## BRIEF
Exactly how many lines have the word "this"? Answer with the bare number.

## DATA ENTRIES
|---|

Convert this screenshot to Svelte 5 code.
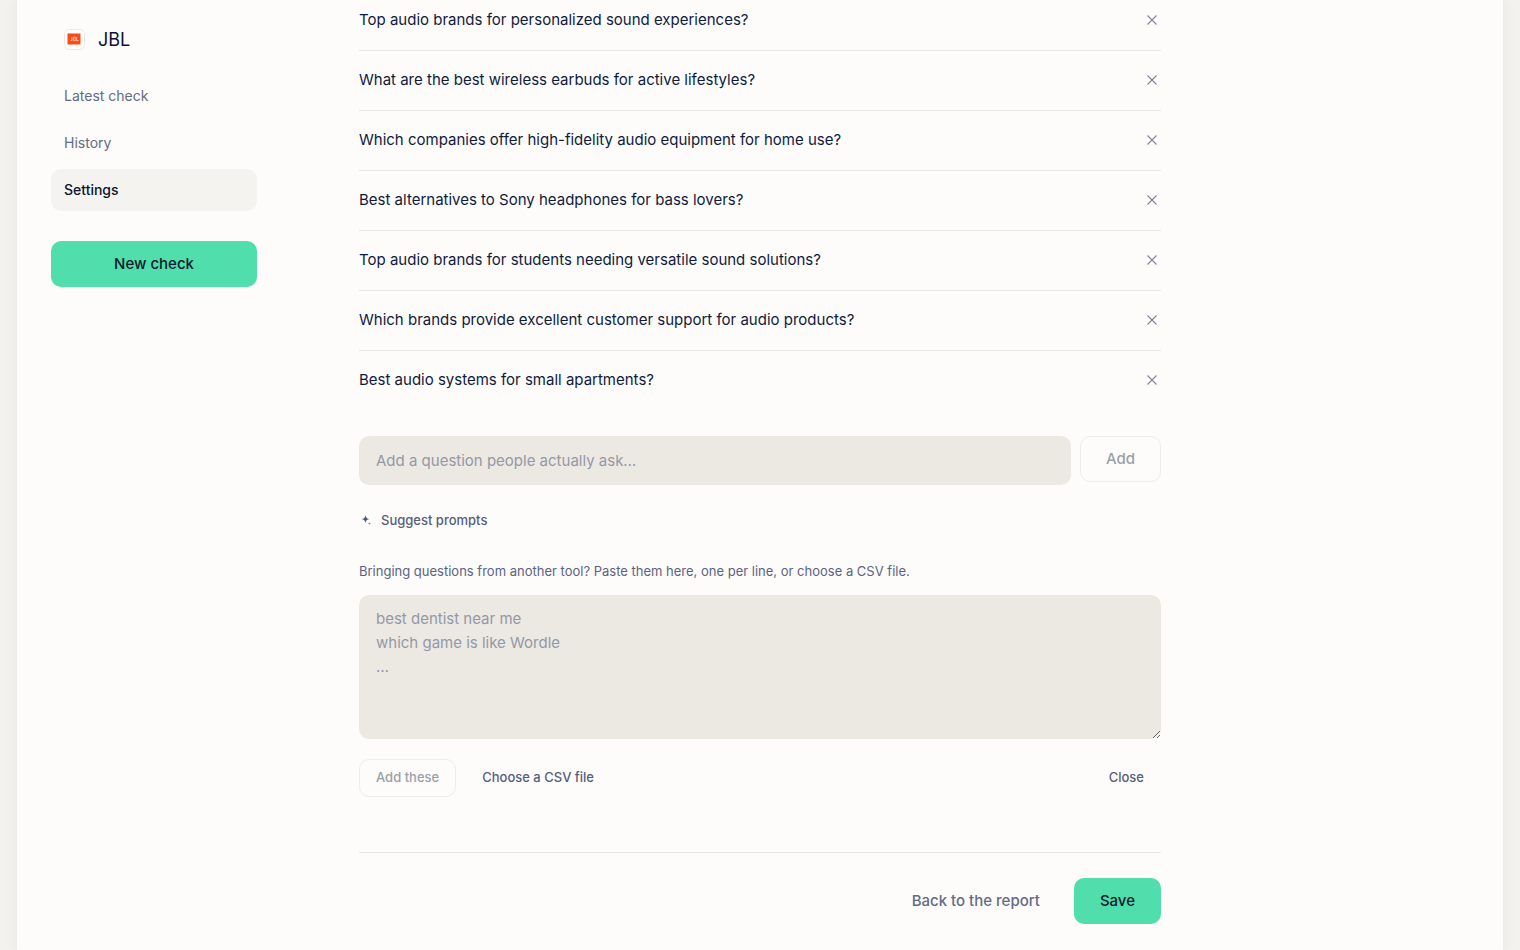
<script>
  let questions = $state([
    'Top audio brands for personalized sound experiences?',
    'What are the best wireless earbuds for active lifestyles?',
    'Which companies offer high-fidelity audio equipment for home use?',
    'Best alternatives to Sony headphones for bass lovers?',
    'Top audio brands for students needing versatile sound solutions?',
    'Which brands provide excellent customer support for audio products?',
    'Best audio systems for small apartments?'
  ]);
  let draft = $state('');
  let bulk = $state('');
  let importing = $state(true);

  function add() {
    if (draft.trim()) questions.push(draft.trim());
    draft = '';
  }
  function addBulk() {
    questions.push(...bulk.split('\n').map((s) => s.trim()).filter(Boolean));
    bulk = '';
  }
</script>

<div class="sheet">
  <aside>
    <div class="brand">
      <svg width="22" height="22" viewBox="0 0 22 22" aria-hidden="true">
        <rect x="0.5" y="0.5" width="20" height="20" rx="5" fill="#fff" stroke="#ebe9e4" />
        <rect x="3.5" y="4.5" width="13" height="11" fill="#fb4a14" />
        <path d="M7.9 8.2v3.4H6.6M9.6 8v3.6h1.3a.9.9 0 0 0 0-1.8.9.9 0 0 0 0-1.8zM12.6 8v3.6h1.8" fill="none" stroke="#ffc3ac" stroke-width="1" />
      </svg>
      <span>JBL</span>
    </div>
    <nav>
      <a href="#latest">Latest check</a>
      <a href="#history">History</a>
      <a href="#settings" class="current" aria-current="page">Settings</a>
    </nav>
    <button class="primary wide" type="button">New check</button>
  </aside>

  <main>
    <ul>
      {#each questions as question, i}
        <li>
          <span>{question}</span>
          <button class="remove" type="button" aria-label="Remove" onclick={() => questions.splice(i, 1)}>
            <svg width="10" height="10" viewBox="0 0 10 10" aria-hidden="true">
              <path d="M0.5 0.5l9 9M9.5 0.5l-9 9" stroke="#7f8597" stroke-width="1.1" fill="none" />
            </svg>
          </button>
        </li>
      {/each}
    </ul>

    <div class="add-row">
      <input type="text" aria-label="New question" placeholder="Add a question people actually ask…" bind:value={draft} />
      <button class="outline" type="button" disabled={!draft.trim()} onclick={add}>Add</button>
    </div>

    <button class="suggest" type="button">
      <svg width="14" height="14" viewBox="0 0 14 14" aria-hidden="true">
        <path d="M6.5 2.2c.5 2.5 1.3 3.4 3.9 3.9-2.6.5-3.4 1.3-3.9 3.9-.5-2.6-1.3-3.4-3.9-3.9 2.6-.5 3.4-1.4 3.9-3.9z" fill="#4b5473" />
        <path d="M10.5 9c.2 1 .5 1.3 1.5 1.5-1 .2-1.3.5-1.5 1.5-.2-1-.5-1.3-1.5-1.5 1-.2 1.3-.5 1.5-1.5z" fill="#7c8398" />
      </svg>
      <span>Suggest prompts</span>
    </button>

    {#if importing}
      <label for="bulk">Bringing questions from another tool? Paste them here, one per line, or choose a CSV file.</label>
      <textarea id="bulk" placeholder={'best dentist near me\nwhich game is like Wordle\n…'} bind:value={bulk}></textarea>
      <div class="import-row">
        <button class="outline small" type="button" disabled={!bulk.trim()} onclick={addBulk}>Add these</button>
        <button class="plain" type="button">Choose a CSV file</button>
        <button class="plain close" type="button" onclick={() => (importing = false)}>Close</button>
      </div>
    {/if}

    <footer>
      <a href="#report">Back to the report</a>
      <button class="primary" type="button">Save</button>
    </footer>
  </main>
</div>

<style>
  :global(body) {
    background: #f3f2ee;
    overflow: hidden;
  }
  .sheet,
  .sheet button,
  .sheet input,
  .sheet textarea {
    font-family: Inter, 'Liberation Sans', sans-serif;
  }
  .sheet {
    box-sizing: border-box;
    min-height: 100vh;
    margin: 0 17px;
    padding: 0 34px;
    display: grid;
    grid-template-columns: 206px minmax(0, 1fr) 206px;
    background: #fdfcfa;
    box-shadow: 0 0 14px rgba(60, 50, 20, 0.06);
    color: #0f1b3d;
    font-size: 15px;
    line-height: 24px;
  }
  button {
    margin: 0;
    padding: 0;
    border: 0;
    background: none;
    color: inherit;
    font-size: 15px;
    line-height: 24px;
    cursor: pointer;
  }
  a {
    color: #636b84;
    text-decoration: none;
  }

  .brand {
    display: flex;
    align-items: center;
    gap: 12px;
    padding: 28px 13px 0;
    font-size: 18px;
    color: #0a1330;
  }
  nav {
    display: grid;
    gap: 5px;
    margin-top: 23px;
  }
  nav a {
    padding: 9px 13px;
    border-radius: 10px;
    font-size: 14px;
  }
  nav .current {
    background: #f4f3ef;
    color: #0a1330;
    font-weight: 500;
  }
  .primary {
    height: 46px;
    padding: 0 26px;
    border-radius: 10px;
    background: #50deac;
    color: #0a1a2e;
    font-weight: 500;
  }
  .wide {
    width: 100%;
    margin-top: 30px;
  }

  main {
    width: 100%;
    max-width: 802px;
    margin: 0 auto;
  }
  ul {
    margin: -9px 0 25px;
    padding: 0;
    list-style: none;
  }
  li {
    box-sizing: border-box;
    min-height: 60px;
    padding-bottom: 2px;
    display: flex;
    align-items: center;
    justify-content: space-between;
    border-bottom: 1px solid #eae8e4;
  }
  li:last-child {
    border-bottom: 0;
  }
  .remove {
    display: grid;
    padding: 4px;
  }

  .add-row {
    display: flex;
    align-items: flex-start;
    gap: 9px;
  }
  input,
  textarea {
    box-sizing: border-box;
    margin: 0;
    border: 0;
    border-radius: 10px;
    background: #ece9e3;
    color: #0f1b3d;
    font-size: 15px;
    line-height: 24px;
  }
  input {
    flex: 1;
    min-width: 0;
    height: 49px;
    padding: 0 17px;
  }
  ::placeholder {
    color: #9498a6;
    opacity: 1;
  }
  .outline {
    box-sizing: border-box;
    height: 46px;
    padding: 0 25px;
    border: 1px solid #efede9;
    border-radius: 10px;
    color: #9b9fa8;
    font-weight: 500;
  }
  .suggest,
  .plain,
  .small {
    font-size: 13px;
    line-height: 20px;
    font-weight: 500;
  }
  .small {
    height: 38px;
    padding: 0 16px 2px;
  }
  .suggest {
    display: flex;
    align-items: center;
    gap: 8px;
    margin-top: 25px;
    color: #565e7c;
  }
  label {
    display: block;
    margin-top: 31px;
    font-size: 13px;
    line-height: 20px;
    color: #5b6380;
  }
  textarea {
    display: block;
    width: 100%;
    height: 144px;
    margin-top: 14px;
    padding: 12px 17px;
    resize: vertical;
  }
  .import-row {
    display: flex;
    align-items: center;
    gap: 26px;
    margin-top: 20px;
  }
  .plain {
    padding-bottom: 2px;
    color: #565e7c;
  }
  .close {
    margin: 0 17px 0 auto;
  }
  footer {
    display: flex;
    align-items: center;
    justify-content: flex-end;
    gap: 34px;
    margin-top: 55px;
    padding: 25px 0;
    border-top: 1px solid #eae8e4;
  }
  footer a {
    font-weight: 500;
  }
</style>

|---|

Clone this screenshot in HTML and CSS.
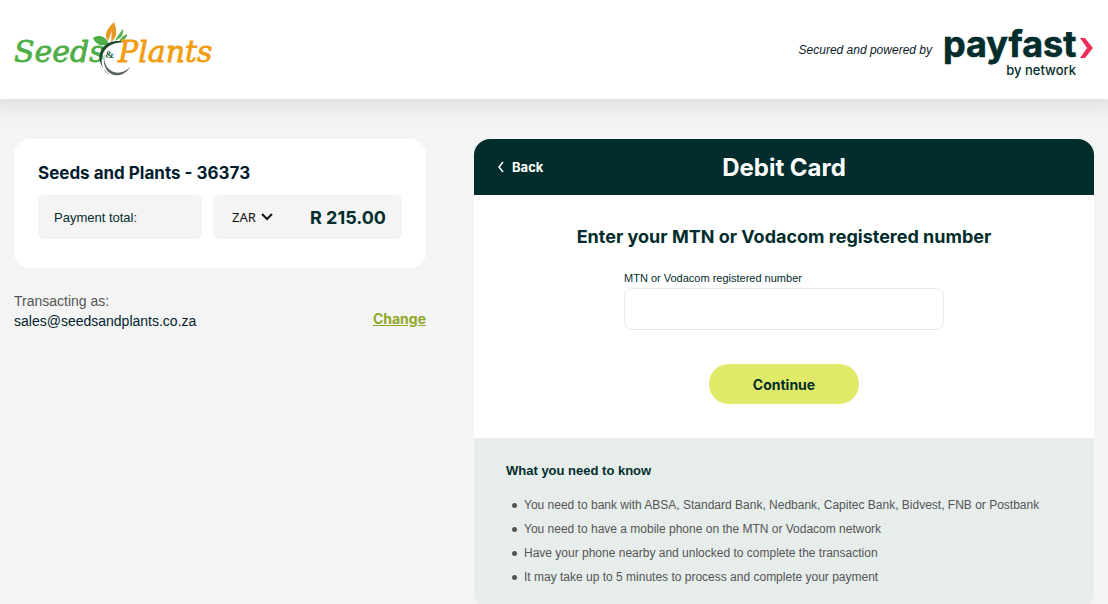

|---|

## EXERCISE SOLUTION
2